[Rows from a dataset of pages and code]
● ● ● ●

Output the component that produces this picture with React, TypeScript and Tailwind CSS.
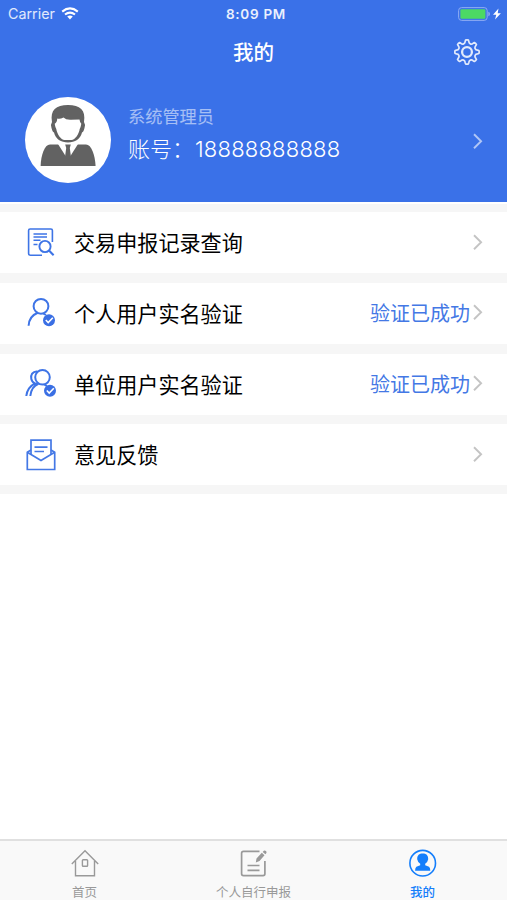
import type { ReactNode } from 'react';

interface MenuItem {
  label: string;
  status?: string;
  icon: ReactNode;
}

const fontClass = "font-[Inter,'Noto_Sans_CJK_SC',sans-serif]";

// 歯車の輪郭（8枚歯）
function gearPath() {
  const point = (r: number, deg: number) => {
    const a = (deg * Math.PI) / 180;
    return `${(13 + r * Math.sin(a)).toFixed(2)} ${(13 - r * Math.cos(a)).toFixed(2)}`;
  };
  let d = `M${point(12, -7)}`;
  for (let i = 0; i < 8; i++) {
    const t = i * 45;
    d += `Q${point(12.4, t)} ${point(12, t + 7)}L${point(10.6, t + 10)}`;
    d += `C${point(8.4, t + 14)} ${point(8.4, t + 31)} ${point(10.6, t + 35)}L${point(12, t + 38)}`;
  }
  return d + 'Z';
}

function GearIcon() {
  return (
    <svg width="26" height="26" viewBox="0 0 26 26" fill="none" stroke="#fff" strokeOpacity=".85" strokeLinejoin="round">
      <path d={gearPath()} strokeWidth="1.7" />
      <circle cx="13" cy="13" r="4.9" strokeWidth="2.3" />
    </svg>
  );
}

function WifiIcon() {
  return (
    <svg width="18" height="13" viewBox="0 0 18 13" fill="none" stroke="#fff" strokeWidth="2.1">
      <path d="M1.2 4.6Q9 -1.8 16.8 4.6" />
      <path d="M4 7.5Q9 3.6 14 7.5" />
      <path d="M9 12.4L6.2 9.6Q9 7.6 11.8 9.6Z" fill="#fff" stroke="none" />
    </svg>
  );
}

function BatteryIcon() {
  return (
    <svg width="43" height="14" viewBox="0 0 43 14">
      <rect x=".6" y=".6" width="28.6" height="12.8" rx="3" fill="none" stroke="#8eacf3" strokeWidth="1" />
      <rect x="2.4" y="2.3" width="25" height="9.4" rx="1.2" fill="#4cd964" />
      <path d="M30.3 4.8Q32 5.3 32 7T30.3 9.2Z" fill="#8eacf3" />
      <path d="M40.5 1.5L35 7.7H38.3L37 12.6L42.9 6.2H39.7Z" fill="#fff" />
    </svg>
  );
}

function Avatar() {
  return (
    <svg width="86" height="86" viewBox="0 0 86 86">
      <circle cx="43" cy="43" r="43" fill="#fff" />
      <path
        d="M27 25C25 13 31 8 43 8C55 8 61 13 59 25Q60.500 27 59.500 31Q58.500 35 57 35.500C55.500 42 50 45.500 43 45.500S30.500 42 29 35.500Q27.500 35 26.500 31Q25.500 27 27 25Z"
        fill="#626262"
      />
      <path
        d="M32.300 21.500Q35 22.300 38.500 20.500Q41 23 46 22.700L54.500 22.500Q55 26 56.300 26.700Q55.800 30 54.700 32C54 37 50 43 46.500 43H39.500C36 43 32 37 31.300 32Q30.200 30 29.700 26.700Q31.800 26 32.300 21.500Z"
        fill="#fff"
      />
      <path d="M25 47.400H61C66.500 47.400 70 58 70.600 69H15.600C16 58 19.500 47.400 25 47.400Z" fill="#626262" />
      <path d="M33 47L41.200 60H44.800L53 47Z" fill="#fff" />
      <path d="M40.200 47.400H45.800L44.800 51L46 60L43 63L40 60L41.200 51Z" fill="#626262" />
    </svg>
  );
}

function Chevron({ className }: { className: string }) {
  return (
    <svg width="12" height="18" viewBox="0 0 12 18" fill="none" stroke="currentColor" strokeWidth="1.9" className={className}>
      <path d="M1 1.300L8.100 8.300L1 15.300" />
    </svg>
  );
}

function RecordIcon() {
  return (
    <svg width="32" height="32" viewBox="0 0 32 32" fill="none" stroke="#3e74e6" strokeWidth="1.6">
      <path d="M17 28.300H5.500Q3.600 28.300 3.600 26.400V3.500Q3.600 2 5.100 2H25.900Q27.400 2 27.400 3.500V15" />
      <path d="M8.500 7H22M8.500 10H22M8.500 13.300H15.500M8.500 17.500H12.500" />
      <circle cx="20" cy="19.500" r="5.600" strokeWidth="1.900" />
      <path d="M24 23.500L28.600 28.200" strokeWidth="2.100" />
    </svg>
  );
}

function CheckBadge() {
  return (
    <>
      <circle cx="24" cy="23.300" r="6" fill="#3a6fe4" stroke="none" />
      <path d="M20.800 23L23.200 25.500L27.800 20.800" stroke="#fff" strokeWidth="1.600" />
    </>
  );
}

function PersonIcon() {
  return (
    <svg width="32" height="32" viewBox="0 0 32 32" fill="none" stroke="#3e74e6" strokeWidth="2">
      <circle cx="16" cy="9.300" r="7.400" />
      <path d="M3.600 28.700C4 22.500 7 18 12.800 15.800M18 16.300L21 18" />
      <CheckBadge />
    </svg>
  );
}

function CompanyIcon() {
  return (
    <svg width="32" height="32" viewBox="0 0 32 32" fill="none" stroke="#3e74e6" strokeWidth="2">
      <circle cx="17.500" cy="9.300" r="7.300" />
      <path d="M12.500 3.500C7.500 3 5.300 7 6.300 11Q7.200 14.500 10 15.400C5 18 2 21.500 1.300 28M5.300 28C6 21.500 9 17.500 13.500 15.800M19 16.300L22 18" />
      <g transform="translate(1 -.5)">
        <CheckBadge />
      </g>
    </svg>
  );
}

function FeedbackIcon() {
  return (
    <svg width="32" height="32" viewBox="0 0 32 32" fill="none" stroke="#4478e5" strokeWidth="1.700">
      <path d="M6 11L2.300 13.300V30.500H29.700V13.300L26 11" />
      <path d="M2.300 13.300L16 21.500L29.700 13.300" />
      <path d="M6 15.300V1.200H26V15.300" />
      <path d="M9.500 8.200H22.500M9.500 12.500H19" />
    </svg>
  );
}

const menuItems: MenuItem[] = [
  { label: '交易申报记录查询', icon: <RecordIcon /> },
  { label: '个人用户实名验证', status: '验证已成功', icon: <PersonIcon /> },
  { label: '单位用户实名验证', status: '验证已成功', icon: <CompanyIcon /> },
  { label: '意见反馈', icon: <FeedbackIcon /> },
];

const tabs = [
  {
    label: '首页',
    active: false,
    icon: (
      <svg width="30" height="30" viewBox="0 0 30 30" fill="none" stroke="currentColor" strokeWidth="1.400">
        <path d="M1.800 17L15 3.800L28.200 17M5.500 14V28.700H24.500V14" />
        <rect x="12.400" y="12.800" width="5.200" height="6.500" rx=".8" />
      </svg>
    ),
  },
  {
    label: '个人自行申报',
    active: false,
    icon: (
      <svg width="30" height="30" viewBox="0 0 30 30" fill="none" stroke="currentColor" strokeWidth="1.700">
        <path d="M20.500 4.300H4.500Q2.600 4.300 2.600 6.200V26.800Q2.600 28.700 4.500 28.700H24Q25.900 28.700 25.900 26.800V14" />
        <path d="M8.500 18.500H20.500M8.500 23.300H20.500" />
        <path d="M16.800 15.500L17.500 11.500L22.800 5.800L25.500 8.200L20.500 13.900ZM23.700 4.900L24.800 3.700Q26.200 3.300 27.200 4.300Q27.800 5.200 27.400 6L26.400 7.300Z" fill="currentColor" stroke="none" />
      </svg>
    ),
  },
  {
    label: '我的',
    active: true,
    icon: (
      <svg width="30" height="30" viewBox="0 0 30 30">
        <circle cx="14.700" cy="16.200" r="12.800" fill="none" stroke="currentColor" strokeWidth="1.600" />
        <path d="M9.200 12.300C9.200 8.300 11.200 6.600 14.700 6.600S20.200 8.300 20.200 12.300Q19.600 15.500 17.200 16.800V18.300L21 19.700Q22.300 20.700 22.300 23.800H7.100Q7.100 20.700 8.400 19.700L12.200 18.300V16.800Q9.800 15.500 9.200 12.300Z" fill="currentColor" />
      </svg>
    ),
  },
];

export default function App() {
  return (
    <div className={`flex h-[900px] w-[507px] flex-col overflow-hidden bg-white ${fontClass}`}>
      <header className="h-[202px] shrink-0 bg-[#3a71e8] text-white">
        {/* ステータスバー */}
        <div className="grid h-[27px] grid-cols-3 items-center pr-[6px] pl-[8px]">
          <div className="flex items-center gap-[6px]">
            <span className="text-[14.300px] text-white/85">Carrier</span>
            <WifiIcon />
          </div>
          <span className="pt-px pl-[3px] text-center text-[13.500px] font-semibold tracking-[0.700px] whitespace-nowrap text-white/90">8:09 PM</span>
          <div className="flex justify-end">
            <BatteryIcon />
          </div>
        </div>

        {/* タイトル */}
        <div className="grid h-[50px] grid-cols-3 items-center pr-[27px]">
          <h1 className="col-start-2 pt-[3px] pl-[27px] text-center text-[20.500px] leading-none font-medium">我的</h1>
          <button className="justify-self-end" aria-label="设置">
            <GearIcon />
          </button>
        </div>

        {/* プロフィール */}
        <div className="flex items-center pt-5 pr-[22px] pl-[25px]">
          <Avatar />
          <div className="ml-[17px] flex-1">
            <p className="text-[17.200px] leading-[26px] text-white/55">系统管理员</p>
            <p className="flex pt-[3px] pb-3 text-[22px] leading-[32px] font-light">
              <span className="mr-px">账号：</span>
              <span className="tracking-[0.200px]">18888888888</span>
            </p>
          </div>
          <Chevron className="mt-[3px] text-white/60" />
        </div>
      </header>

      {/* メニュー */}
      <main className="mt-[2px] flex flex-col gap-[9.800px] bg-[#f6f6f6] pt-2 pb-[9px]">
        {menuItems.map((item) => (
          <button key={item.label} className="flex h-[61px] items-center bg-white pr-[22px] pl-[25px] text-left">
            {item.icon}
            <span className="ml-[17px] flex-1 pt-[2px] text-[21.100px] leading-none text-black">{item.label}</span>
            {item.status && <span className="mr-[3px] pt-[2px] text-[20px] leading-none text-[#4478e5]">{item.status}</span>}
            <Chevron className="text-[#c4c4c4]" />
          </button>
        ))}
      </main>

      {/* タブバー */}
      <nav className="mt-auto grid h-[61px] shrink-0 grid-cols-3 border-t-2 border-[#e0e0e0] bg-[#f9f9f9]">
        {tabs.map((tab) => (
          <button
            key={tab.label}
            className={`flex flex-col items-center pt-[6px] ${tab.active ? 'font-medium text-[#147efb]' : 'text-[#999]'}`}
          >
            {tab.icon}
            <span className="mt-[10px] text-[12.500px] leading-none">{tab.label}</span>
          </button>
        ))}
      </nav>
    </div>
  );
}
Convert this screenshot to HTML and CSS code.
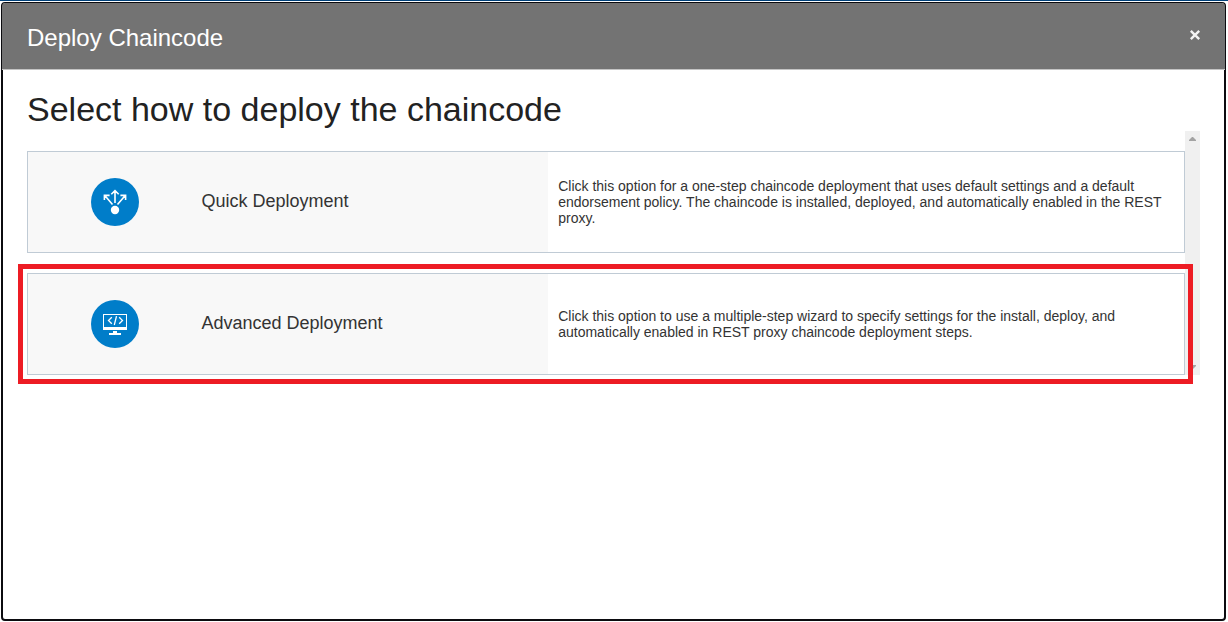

● ● ● ●

In the listing above, count each line that holds the string "this". Give the number only.

2